Network analyses of the prespecified substitutions yielded the following results:

  • Substitution of LNCSBs for SSBs (intended substitution with caloric displacement) was associated with reduced body weight body mass index, percentage of body fat, and intrahepatocellular lipid.
  • Substitution of water for SSBs (standard-of-care substitution with caloric displacement) was not associated with any outcome, although the direction of association favored water for most of the outcomes.
  • Substitution of LNCSBs for water (reference substitution without caloric displacement) was associated with lower-level glycated hemoglobin A1C seen with water and decreased body weight and systolic blood pressure with LNCSBs.

Certainty of the evidence assessed using the Grading of Recommendations Assessment, Development and Evaluation (GRADE) system. Network estimates of RCTs and the direct and indirect estimates that composed these network estimates started at a high certainty of evidence but were downgraded by established criteria for risk of bias, inconsistency (incoherence), indirectness, imprecision, and publication bias. As a result, for the body weight outcome, the certainty of the evidence was rated as “moderate” for the substitution of LNCSBs for SSBs, and “low” for substitutions of water for SSBs and LNCSBs for water. The certainty of evidence was generally moderate for all other outcomes across all substitutions.

The findings in this study are in agreement with those reported in other systematic reviews and meta-analyses, which have allowed for the interpretation of results by comparator. Previous analyses have also reported reduced body weight, BMI, and body fat associated with the use LNCSBs as a substitute for SSBs with caloric displacement, which is consistent with the utility of LNCSBs in reducing net energy intake. Neutral outcomes associated with the use of LNCSBs as a substitute for water without caloric displacement were reported in previous analyses. The authors note, “Although water is considered to be the standard-of-care substitution for SSBs by authoritative bodies, with many health organizations recommending against the use of LNCSBs, the existing evidence confirms the intended benefits of LNCSBs as a substitute for SSBs over the moderate term.”
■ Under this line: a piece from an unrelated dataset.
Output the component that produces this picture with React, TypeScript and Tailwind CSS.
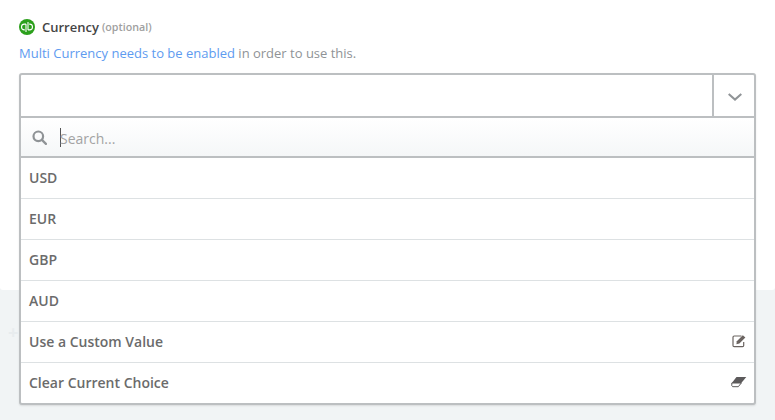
import React from 'react'

const options = ['USD', 'EUR', 'GBP', 'AUD']

const QuickbooksLogo = () => (
  <svg width="16" height="16" viewBox="0 0 16 16">
    <circle cx="8" cy="8" r="8" fill="#2ca01c" />
    <path d="M7 5.100H5.400a2.900 2.900 0 0 0 0 5.800h.4" fill="none" stroke="#fff" strokeWidth="1.100" />
    <path d="M9 10.900h1.600a2.900 2.900 0 0 0 0-5.800h-.4" fill="none" stroke="#fff" strokeWidth="1.100" />
    <path d="M7 5v8M9 3v8" fill="none" stroke="#fff" strokeWidth="1.100" />
  </svg>
)

const SearchIcon = () => (
  <svg width="15" height="15" viewBox="0 0 15 15" fill="none" stroke="#8f9396" strokeWidth="2.200">
    <circle cx="6.300" cy="6.300" r="4.800" />
    <path d="M9.900 9.900l4 4" strokeLinecap="round" />
  </svg>
)

const ChevronIcon = () => (
  <svg width="14" height="8" viewBox="0 0 14 8" fill="none" stroke="#909497" strokeWidth="2">
    <path d="M.7.900L7 6.600 13.300.900" />
  </svg>
)

const EditIcon = () => (
  <svg width="15" height="14" viewBox="0 0 15 14" fill="none">
    <path d="M9.500 2H2.200C1.500 2 1 2.500 1 3.200V11.500c0 .7.5 1.200 1.200 1.200h8.300c.7 0 1.200-.5 1.200-1.200V8" stroke="#6b6461" strokeWidth="1.200" />
    <path d="M4.800 7.300L10.800 1.300l2.600 2.300-6 6-3 .6z" fill="#6b6461" />
  </svg>
)

const EraserIcon = () => (
  <svg width="16" height="12" viewBox="0 0 16 12" fill="none">
    <path d="M5.500 1H15.300L10.300 7H.8z" fill="#5c5a5b" />
    <path d="M.8 7h9.500l-3 3.700H1.700L.8 9.800z" fill="#fff" stroke="#5c5a5b" strokeWidth="1" />
  </svg>
)

const OptionRow: React.FC<{ label: string; icon?: React.ReactNode }> = ({ label, icon }) => (
  <div className="flex h-[41px] items-center justify-between border-b border-[#dde1e3] pl-[8px] pr-[7px] pb-[2px] last:h-[40px] last:border-b-0">
    <span className="text-[14px] font-semibold text-[#6b6b6b]">{label}</span>
    {icon}
  </div>
)

export default function App() {
  return (
    <div className="relative h-[420px] w-[775px] overflow-hidden bg-[#f1f4f5] font-['Open_Sans',sans-serif]">
      {/* white card behind the open dropdown */}
      <div className="absolute inset-x-0 top-0 h-[290px] rounded-b-[3px] bg-white" />
      <span className="absolute left-[8px] top-[322px] text-[18px] font-bold leading-[20px] text-[#e8ecee]">+</span>

      <div className="relative px-[19px] pt-[19px]">
        <div className="flex h-[16px] items-center">
          <QuickbooksLogo />
          <span className="ml-[7px] mt-[1px] text-[13px] font-semibold text-[#444444]">Currency</span>
          <span className="ml-[3px] mt-[1px] text-[10.700px] font-semibold text-[#a0a0a0]">(optional)</span>
        </div>
        <p className="mt-[8px] h-[20px] text-[13px] leading-[20px] text-[#8f9396]">
          <span className="text-[#5e9bf0]">Multi Currency needs to be enabled</span> in order to use this.
        </p>

        <div className="mt-[10px] w-[737px] rounded-[3px] border-2 border-[#bcbfc1] bg-white shadow-[0_1px_2px_rgba(0,0,0,0.1)]">
          <div className="flex h-[43px] border-b-2 border-[#bcbfc1]">
            <div className="flex-1" />
            <div className="flex w-[42px] items-center justify-center border-l-2 border-[#bcbfc1] pt-[2px] pl-[1px]">
              <ChevronIcon />
            </div>
          </div>
          <div className="flex h-[40px] items-center border-b-2 border-[#bcbfc1] bg-gradient-to-b from-white to-[#f5f7f8] pl-[11px]">
            <SearchIcon />
            <span className="ml-[13px] h-[19px] w-px bg-[#555555]" />
            <span className="-ml-px mt-[2px] text-[14px] text-[#a3a3a3]">Search...</span>
          </div>
          {options.map((option) => (
            <OptionRow key={option} label={option} />
          ))}
          <OptionRow label="Use a Custom Value" icon={<EditIcon />} />
          <OptionRow label="Clear Current Choice" icon={<EraserIcon />} />
        </div>
      </div>
    </div>
  )
}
In conclusion, the authors state, “There is a need for high-quality RCTs that focus on quantifying the outcome of LNCSBs using different LNCS blends as substitutes for SSBs compared with the outcome of water (the standard-of care substitution).” They note that their findings provide a good indication of the benefits of LNCSBs as an alternative replacement strategy over the moderate term for SSBs in adults with overweight or obesity who are at risk for or have diabetes. Future research using a range of designs is warranted to confirm whether the intended benefits of using LNCSBs as a substitute for SSBs are durable and extend to hard clinical outcomes.